[begin SOURCE DATA]

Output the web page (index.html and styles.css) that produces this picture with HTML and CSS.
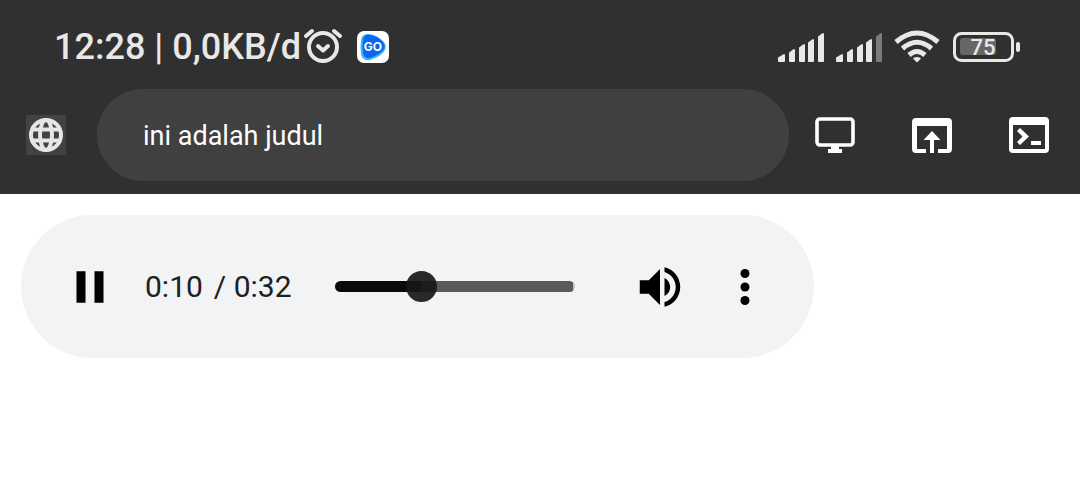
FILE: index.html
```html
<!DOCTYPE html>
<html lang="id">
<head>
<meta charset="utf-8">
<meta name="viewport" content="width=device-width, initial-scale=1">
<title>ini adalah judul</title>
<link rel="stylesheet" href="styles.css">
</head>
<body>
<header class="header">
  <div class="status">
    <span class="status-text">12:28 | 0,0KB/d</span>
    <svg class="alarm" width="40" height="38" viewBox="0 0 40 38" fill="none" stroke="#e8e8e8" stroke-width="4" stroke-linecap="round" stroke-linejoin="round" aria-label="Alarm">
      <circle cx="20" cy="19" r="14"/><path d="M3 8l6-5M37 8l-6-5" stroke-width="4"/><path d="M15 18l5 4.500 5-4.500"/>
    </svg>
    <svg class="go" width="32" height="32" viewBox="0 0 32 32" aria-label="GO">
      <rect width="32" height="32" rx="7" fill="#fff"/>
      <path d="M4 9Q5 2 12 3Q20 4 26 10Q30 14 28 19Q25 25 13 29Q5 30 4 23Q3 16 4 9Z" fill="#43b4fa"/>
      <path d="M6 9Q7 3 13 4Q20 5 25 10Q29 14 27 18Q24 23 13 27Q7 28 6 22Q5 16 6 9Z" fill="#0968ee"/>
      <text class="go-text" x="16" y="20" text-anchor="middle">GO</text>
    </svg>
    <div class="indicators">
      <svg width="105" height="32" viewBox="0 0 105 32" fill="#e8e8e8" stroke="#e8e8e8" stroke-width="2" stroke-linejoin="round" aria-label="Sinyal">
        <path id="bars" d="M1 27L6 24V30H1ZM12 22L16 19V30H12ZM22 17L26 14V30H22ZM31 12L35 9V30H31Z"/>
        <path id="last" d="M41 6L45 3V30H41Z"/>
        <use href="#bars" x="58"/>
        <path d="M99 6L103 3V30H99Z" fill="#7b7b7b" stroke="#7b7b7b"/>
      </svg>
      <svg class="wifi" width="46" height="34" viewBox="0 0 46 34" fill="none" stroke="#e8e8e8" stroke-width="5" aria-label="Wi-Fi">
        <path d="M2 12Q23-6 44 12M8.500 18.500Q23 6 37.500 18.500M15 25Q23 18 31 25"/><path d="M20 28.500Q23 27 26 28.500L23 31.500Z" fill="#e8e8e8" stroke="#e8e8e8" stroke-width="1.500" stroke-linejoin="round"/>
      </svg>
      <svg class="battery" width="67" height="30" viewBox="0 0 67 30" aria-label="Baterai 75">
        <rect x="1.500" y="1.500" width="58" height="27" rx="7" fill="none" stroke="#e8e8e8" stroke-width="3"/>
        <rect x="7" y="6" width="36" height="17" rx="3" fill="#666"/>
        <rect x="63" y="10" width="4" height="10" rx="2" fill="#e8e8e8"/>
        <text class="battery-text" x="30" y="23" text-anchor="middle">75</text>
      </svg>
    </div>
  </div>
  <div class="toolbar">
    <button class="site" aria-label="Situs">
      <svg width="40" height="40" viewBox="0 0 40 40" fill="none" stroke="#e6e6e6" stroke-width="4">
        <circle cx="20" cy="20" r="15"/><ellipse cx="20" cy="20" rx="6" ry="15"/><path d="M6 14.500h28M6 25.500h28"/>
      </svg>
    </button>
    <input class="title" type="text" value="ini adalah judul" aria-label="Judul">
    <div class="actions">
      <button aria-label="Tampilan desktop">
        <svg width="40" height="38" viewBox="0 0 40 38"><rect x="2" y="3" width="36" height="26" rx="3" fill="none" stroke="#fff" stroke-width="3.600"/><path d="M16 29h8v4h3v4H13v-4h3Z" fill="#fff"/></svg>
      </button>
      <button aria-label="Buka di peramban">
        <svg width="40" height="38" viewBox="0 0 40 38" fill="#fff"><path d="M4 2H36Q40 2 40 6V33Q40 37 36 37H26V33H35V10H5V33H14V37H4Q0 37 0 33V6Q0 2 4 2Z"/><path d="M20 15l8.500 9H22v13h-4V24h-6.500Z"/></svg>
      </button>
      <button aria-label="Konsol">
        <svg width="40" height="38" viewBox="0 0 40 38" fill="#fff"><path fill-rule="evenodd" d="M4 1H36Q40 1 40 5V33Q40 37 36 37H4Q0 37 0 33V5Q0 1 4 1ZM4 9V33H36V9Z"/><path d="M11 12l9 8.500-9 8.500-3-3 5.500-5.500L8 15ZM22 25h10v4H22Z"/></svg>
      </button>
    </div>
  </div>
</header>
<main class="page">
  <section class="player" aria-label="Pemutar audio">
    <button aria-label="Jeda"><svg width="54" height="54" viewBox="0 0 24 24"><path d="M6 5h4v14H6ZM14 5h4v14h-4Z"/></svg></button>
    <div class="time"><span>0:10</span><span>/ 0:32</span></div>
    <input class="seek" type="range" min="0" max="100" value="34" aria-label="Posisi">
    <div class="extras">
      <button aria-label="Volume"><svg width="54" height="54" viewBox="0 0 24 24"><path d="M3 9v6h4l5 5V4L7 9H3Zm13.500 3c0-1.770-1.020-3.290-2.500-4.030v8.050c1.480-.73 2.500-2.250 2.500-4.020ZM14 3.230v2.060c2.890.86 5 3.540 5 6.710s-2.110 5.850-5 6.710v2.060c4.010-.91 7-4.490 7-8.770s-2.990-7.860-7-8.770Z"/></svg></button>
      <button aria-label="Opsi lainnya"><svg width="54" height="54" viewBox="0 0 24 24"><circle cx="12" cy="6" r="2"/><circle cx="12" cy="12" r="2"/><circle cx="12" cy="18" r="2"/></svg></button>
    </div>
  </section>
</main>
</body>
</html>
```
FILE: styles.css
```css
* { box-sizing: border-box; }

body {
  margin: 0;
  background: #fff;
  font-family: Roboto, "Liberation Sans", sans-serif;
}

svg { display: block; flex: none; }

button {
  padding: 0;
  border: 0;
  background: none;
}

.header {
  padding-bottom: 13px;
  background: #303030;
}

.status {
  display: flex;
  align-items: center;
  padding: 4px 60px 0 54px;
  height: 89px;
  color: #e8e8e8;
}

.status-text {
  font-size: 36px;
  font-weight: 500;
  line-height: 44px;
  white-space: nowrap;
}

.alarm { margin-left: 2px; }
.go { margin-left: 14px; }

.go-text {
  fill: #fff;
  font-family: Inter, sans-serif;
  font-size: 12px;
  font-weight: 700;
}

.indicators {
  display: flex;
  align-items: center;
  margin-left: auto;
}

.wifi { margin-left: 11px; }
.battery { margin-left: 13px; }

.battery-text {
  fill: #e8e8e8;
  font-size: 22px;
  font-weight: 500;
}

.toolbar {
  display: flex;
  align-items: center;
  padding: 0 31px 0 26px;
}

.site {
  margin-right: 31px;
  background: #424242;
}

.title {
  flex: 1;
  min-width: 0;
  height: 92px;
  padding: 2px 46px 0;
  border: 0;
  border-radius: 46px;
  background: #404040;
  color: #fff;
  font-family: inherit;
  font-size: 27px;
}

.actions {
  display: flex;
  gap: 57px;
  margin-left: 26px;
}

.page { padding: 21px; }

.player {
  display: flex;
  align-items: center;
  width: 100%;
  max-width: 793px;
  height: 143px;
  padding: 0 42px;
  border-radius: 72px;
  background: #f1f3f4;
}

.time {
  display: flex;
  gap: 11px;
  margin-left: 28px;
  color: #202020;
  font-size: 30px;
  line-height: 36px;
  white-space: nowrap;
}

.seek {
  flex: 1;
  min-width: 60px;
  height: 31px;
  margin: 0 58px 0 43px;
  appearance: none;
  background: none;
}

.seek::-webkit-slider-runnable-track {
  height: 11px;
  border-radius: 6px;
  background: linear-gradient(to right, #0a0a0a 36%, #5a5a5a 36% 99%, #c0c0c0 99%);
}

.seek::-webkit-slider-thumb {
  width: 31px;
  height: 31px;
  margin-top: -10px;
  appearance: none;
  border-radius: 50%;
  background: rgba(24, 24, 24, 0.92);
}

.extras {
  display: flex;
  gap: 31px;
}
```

[end SOURCE DATA]

AIM OF THE EXERCISE => Go through the material and copy out every line with "index" in it.

OUTPUT FOR THIS TASK =>
Output the web page (index.html and styles.css) that produces this picture with HTML and CSS.
FILE: index.html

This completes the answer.